> [Problem statement]: Return each line holding the string "screenshot".

— start Input data —

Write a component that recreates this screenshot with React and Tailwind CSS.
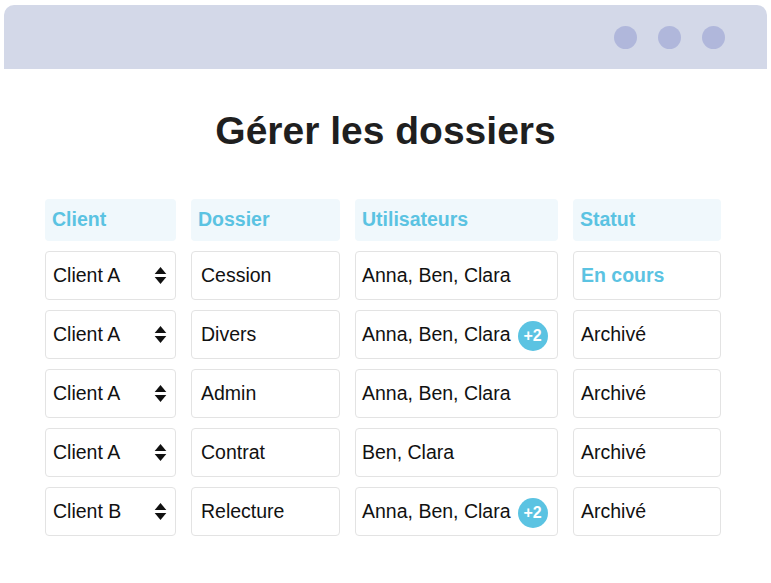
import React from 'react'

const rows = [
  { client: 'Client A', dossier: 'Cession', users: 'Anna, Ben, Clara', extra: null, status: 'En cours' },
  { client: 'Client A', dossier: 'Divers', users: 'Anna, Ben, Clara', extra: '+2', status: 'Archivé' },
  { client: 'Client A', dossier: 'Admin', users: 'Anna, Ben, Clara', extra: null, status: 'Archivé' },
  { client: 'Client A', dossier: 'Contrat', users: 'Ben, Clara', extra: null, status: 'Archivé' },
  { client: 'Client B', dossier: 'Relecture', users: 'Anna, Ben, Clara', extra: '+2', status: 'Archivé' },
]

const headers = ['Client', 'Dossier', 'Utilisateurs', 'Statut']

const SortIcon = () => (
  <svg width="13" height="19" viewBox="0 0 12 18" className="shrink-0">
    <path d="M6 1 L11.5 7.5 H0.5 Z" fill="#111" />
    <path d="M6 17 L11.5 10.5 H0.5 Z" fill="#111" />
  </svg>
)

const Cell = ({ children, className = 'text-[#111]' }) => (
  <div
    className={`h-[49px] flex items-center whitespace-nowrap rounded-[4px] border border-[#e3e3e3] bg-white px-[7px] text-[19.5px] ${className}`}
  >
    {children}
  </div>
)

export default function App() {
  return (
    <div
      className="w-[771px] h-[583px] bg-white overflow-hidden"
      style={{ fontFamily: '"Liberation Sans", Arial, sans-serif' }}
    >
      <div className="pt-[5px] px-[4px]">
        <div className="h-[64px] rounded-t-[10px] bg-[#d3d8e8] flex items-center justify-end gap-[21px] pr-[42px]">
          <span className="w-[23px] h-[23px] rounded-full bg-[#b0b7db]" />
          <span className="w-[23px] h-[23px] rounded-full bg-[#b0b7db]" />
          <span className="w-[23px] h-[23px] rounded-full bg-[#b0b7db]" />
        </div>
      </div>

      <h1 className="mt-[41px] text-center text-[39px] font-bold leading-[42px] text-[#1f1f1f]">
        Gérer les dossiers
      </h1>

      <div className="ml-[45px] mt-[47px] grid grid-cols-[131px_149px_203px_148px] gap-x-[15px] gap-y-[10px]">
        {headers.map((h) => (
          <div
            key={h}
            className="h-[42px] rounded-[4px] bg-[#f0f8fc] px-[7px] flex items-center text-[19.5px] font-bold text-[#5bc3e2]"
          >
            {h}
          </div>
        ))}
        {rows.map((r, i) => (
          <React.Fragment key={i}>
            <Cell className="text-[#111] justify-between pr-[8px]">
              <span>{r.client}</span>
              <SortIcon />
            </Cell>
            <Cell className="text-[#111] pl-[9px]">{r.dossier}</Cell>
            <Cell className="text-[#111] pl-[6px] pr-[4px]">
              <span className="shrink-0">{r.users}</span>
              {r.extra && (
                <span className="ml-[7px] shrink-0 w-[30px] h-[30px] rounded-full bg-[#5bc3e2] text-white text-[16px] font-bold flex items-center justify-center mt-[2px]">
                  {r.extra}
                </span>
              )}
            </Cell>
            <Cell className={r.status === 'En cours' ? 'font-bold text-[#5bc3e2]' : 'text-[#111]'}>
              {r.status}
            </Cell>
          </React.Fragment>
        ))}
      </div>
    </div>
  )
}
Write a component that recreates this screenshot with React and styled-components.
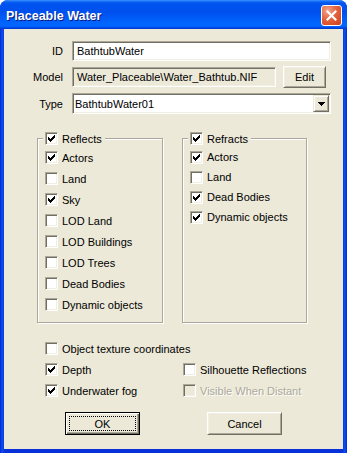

— end Input data —

> [Task output]:
Write a component that recreates this screenshot with React and Tailwind CSS.
Write a component that recreates this screenshot with React and styled-components.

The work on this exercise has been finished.